What you are asked to do: Copy out the whole listing exactly as written, leaving the pictures behind.

Stored data:
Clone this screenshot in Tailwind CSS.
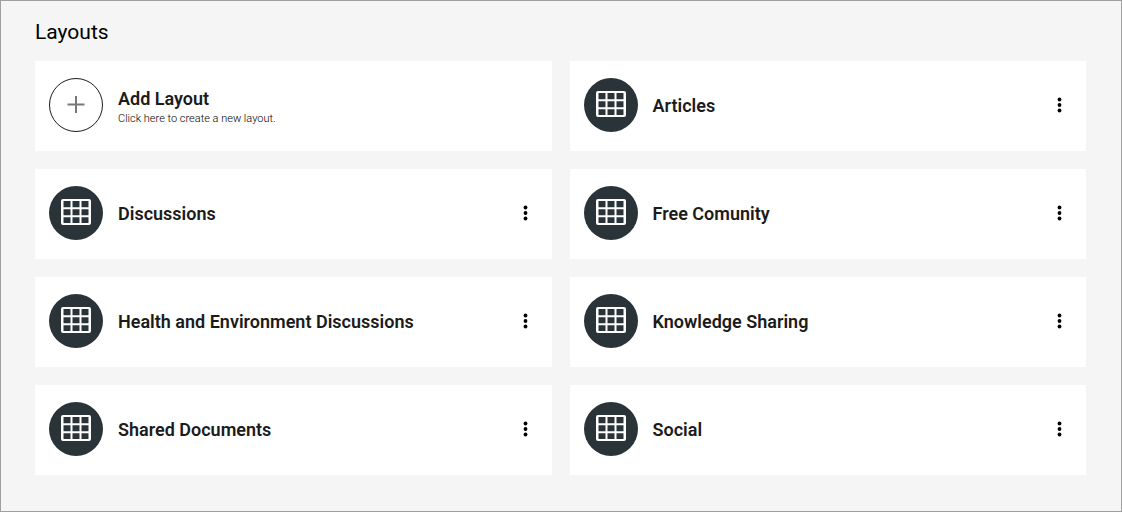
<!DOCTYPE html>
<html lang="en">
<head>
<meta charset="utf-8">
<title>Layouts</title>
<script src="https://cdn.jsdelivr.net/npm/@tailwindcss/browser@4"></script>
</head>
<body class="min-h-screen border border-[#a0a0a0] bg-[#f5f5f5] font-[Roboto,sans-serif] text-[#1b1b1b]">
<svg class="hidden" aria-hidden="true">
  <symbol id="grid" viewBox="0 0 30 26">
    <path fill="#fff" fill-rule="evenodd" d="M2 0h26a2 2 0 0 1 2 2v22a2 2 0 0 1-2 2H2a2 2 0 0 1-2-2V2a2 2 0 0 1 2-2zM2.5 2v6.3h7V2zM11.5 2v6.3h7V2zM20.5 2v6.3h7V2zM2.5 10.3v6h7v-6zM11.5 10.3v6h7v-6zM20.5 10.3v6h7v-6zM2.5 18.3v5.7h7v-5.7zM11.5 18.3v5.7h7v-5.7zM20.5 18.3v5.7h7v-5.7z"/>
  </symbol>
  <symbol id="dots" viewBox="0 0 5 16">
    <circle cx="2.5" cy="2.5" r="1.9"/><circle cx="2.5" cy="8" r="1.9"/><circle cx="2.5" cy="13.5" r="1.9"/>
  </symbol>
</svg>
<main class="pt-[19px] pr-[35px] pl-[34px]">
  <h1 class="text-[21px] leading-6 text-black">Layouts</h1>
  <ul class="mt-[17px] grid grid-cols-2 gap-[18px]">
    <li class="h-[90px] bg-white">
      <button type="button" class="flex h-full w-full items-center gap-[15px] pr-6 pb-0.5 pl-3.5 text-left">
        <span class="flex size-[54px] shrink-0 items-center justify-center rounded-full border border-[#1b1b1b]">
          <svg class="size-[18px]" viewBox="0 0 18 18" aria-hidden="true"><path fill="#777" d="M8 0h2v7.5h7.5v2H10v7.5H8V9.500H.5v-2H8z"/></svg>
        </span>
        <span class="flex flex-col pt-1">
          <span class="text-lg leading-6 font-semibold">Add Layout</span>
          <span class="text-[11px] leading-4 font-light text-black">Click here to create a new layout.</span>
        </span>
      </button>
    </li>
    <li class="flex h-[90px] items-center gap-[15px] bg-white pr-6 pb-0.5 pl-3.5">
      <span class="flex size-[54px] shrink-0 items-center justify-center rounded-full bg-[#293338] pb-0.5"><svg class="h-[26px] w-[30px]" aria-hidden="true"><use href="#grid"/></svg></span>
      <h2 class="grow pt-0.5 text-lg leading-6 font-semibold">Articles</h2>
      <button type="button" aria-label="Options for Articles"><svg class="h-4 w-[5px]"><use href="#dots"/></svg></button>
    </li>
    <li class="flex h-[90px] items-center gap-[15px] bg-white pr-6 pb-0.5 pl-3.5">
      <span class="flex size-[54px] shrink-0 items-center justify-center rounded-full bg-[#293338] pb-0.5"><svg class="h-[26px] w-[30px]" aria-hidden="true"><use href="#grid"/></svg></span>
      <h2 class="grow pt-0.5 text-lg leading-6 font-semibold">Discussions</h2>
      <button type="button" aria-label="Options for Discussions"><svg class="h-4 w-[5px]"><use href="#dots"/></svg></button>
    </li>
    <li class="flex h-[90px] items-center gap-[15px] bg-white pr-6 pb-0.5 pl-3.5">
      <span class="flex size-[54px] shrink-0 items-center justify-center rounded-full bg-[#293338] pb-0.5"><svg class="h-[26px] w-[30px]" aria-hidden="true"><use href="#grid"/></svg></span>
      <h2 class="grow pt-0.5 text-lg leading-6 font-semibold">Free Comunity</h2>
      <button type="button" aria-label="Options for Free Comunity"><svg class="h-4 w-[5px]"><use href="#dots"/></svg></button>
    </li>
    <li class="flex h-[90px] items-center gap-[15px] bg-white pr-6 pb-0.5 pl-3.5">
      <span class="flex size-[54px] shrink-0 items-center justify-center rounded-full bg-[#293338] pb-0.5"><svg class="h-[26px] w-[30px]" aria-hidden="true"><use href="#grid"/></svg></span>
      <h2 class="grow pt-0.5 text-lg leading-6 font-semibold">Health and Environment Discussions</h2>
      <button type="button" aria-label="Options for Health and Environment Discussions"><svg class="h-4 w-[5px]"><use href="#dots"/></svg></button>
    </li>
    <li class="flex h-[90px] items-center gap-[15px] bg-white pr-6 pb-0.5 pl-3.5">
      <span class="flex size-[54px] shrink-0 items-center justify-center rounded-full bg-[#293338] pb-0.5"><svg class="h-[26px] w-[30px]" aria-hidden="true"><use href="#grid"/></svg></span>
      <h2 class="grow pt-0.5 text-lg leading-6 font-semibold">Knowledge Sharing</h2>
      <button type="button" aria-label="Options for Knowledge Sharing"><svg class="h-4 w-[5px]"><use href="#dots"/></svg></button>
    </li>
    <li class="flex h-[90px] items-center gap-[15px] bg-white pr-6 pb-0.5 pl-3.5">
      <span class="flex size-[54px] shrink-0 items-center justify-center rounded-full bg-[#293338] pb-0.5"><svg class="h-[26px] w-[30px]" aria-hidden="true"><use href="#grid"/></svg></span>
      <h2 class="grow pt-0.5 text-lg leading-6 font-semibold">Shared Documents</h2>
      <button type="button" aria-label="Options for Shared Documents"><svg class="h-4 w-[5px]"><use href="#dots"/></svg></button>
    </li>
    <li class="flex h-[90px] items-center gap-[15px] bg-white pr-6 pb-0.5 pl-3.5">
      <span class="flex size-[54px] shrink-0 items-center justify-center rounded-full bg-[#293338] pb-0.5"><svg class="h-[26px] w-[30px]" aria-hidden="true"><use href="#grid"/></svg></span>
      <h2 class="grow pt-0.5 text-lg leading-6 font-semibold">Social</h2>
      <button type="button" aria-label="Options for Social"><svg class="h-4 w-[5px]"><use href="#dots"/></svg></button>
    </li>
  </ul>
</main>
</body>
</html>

Expected output:
Clone this screenshot in Tailwind CSS.
<!DOCTYPE html>
<html lang="en">
<head>
<meta charset="utf-8">
<title>Layouts</title>
<script src="https://cdn.jsdelivr.net/npm/@tailwindcss/browser@4"></script>
</head>
<body class="min-h-screen border border-[#a0a0a0] bg-[#f5f5f5] font-[Roboto,sans-serif] text-[#1b1b1b]">
<svg class="hidden" aria-hidden="true">
  <symbol id="grid" viewBox="0 0 30 26">
    <path fill="#fff" fill-rule="evenodd" d="M2 0h26a2 2 0 0 1 2 2v22a2 2 0 0 1-2 2H2a2 2 0 0 1-2-2V2a2 2 0 0 1 2-2zM2.5 2v6.3h7V2zM11.5 2v6.3h7V2zM20.5 2v6.3h7V2zM2.5 10.3v6h7v-6zM11.5 10.3v6h7v-6zM20.5 10.3v6h7v-6zM2.5 18.3v5.7h7v-5.7zM11.5 18.3v5.7h7v-5.7zM20.5 18.3v5.7h7v-5.7z"/>
  </symbol>
  <symbol id="dots" viewBox="0 0 5 16">
    <circle cx="2.5" cy="2.5" r="1.9"/><circle cx="2.5" cy="8" r="1.9"/><circle cx="2.5" cy="13.5" r="1.9"/>
  </symbol>
</svg>
<main class="pt-[19px] pr-[35px] pl-[34px]">
  <h1 class="text-[21px] leading-6 text-black">Layouts</h1>
  <ul class="mt-[17px] grid grid-cols-2 gap-[18px]">
    <li class="h-[90px] bg-white">
      <button type="button" class="flex h-full w-full items-center gap-[15px] pr-6 pb-0.5 pl-3.5 text-left">
        <span class="flex size-[54px] shrink-0 items-center justify-center rounded-full border border-[#1b1b1b]">
          <svg class="size-[18px]" viewBox="0 0 18 18" aria-hidden="true"><path fill="#777" d="M8 0h2v7.5h7.5v2H10v7.5H8V9.500H.5v-2H8z"/></svg>
        </span>
        <span class="flex flex-col pt-1">
          <span class="text-lg leading-6 font-semibold">Add Layout</span>
          <span class="text-[11px] leading-4 font-light text-black">Click here to create a new layout.</span>
        </span>
      </button>
    </li>
    <li class="flex h-[90px] items-center gap-[15px] bg-white pr-6 pb-0.5 pl-3.5">
      <span class="flex size-[54px] shrink-0 items-center justify-center rounded-full bg-[#293338] pb-0.5"><svg class="h-[26px] w-[30px]" aria-hidden="true"><use href="#grid"/></svg></span>
      <h2 class="grow pt-0.5 text-lg leading-6 font-semibold">Articles</h2>
      <button type="button" aria-label="Options for Articles"><svg class="h-4 w-[5px]"><use href="#dots"/></svg></button>
    </li>
    <li class="flex h-[90px] items-center gap-[15px] bg-white pr-6 pb-0.5 pl-3.5">
      <span class="flex size-[54px] shrink-0 items-center justify-center rounded-full bg-[#293338] pb-0.5"><svg class="h-[26px] w-[30px]" aria-hidden="true"><use href="#grid"/></svg></span>
      <h2 class="grow pt-0.5 text-lg leading-6 font-semibold">Discussions</h2>
      <button type="button" aria-label="Options for Discussions"><svg class="h-4 w-[5px]"><use href="#dots"/></svg></button>
    </li>
    <li class="flex h-[90px] items-center gap-[15px] bg-white pr-6 pb-0.5 pl-3.5">
      <span class="flex size-[54px] shrink-0 items-center justify-center rounded-full bg-[#293338] pb-0.5"><svg class="h-[26px] w-[30px]" aria-hidden="true"><use href="#grid"/></svg></span>
      <h2 class="grow pt-0.5 text-lg leading-6 font-semibold">Free Comunity</h2>
      <button type="button" aria-label="Options for Free Comunity"><svg class="h-4 w-[5px]"><use href="#dots"/></svg></button>
    </li>
    <li class="flex h-[90px] items-center gap-[15px] bg-white pr-6 pb-0.5 pl-3.5">
      <span class="flex size-[54px] shrink-0 items-center justify-center rounded-full bg-[#293338] pb-0.5"><svg class="h-[26px] w-[30px]" aria-hidden="true"><use href="#grid"/></svg></span>
      <h2 class="grow pt-0.5 text-lg leading-6 font-semibold">Health and Environment Discussions</h2>
      <button type="button" aria-label="Options for Health and Environment Discussions"><svg class="h-4 w-[5px]"><use href="#dots"/></svg></button>
    </li>
    <li class="flex h-[90px] items-center gap-[15px] bg-white pr-6 pb-0.5 pl-3.5">
      <span class="flex size-[54px] shrink-0 items-center justify-center rounded-full bg-[#293338] pb-0.5"><svg class="h-[26px] w-[30px]" aria-hidden="true"><use href="#grid"/></svg></span>
      <h2 class="grow pt-0.5 text-lg leading-6 font-semibold">Knowledge Sharing</h2>
      <button type="button" aria-label="Options for Knowledge Sharing"><svg class="h-4 w-[5px]"><use href="#dots"/></svg></button>
    </li>
    <li class="flex h-[90px] items-center gap-[15px] bg-white pr-6 pb-0.5 pl-3.5">
      <span class="flex size-[54px] shrink-0 items-center justify-center rounded-full bg-[#293338] pb-0.5"><svg class="h-[26px] w-[30px]" aria-hidden="true"><use href="#grid"/></svg></span>
      <h2 class="grow pt-0.5 text-lg leading-6 font-semibold">Shared Documents</h2>
      <button type="button" aria-label="Options for Shared Documents"><svg class="h-4 w-[5px]"><use href="#dots"/></svg></button>
    </li>
    <li class="flex h-[90px] items-center gap-[15px] bg-white pr-6 pb-0.5 pl-3.5">
      <span class="flex size-[54px] shrink-0 items-center justify-center rounded-full bg-[#293338] pb-0.5"><svg class="h-[26px] w-[30px]" aria-hidden="true"><use href="#grid"/></svg></span>
      <h2 class="grow pt-0.5 text-lg leading-6 font-semibold">Social</h2>
      <button type="button" aria-label="Options for Social"><svg class="h-4 w-[5px]"><use href="#dots"/></svg></button>
    </li>
  </ul>
</main>
</body>
</html>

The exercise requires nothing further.